_EXCERPTED RECORDS_:
# # #
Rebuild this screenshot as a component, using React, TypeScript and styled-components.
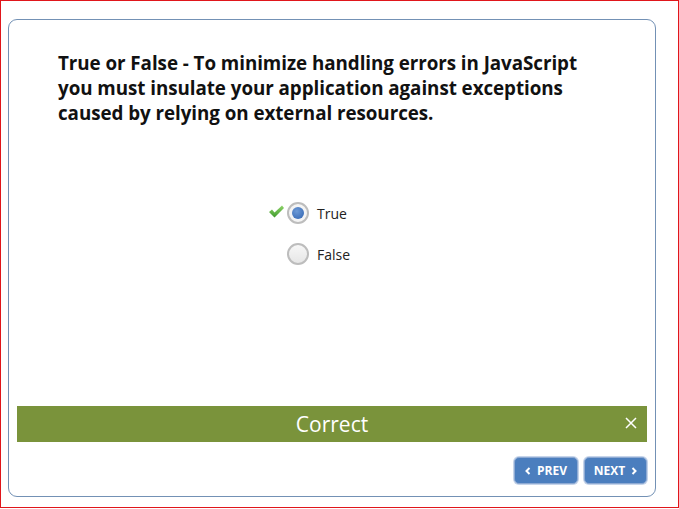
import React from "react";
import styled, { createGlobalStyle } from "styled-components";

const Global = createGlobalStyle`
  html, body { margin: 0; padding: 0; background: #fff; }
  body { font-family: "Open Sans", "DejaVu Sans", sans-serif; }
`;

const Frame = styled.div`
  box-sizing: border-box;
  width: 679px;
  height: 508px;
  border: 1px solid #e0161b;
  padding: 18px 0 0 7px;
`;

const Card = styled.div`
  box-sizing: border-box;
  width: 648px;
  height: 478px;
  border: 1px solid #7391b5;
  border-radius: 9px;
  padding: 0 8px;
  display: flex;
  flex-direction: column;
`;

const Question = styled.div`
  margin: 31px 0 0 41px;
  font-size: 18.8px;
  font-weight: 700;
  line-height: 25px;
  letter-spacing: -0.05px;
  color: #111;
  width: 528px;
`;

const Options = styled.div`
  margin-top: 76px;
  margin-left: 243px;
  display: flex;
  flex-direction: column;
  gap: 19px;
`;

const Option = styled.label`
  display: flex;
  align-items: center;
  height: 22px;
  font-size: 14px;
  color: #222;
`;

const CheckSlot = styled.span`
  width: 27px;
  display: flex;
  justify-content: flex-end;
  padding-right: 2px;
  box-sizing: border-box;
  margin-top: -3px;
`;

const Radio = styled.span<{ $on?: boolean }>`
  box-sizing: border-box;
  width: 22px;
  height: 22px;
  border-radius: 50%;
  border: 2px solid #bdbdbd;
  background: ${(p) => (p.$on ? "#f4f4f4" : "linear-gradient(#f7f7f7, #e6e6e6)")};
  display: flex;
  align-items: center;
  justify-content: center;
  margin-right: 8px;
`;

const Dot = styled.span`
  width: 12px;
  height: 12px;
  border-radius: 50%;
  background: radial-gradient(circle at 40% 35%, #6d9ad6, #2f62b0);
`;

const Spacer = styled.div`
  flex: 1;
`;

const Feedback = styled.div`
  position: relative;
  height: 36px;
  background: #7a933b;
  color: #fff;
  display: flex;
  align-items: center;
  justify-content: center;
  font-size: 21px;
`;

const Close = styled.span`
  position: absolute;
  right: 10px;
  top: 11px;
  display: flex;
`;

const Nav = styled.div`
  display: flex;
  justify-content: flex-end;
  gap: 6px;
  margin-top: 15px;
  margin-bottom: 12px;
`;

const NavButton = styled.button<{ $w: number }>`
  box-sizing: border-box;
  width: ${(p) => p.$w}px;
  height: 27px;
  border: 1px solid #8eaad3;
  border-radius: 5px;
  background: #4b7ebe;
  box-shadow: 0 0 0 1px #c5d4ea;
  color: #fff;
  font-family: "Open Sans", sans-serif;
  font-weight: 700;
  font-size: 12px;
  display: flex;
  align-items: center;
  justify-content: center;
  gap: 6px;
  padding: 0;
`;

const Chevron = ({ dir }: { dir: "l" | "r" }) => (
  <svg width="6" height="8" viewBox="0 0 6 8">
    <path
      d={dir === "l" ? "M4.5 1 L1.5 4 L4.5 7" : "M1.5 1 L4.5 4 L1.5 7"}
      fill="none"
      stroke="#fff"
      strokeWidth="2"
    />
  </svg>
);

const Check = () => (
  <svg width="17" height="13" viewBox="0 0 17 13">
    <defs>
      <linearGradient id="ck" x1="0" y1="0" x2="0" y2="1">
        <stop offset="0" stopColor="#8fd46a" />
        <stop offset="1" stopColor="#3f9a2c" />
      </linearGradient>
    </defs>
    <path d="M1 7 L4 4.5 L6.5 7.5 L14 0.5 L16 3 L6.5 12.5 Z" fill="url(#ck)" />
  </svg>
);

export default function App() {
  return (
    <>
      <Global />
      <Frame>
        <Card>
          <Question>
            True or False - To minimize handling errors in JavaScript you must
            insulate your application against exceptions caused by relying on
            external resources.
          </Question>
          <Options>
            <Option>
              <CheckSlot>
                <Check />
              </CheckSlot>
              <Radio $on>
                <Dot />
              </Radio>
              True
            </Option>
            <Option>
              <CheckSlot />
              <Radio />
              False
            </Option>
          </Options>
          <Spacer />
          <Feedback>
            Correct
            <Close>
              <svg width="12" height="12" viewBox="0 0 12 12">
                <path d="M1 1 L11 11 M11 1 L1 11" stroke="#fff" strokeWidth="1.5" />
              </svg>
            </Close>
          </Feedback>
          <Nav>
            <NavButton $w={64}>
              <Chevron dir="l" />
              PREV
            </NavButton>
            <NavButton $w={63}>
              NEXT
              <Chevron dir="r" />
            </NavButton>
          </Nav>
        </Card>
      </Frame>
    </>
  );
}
# # #
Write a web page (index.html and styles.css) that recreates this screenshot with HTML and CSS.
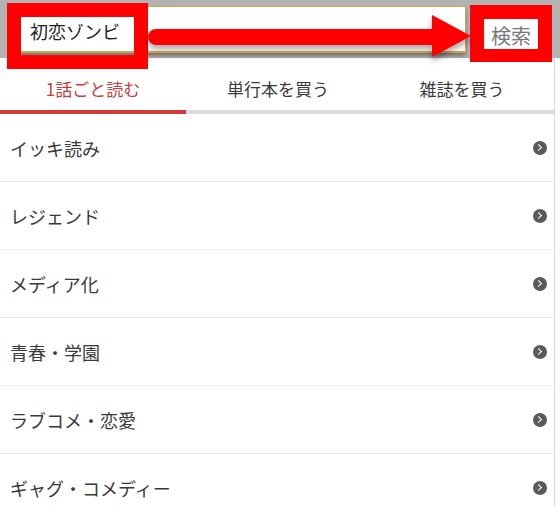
# # #
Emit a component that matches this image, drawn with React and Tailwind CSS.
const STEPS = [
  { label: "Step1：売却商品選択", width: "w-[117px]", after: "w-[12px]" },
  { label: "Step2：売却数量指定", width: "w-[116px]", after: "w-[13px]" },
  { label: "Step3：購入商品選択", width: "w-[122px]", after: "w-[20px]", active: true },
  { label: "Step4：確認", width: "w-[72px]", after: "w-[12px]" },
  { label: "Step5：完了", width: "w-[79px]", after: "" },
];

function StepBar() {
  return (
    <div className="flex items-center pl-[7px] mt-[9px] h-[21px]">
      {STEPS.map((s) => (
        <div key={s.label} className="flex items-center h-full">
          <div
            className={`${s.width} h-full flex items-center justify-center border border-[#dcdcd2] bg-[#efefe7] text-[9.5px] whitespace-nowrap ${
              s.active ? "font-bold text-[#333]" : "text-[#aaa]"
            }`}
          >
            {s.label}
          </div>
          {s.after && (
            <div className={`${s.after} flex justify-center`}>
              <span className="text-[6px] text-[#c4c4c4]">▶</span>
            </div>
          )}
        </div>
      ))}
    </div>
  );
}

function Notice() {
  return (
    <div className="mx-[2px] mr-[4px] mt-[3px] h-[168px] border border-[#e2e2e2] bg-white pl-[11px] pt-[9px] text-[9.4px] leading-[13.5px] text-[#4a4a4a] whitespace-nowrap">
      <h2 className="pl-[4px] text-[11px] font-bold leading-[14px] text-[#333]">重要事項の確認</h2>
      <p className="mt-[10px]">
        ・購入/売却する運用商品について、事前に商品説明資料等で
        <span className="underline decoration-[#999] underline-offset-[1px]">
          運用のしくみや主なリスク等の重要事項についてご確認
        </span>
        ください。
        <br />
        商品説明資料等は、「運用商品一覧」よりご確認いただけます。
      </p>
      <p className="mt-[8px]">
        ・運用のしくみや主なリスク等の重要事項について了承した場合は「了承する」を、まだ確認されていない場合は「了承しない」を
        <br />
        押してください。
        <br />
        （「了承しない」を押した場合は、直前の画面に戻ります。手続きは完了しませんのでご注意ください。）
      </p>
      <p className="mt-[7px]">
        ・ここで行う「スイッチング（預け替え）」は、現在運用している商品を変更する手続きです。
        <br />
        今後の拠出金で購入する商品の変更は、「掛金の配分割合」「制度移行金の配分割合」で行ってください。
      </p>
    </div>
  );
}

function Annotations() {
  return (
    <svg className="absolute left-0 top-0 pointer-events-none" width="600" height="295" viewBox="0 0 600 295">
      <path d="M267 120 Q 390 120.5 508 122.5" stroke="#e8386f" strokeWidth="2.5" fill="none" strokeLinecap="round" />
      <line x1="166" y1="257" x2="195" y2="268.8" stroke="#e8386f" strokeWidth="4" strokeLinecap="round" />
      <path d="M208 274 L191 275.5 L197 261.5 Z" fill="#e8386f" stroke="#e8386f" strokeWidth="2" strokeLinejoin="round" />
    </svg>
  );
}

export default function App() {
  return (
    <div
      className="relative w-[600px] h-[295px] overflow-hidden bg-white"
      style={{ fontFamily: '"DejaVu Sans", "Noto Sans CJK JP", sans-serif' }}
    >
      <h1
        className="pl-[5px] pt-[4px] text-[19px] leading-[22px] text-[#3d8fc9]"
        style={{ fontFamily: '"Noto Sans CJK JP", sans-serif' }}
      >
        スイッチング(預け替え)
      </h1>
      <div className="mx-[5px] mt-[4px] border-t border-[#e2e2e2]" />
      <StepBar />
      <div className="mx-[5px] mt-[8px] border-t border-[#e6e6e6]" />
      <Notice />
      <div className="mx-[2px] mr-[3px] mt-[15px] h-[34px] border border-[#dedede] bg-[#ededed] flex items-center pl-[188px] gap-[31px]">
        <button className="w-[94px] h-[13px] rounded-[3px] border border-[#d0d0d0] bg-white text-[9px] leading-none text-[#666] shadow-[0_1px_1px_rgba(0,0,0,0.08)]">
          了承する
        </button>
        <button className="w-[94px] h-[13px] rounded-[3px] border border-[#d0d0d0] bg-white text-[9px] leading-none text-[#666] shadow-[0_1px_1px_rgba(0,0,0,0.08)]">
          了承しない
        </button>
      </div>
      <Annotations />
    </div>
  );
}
# # #
Identify and copy all lines with the word "this".

_EXERCISE RESULT_:
Rebuild this screenshot as a component, using React, TypeScript and styled-components.
Write a web page (index.html and styles.css) that recreates this screenshot with HTML and CSS.
Emit a component that matches this image, drawn with React and Tailwind CSS.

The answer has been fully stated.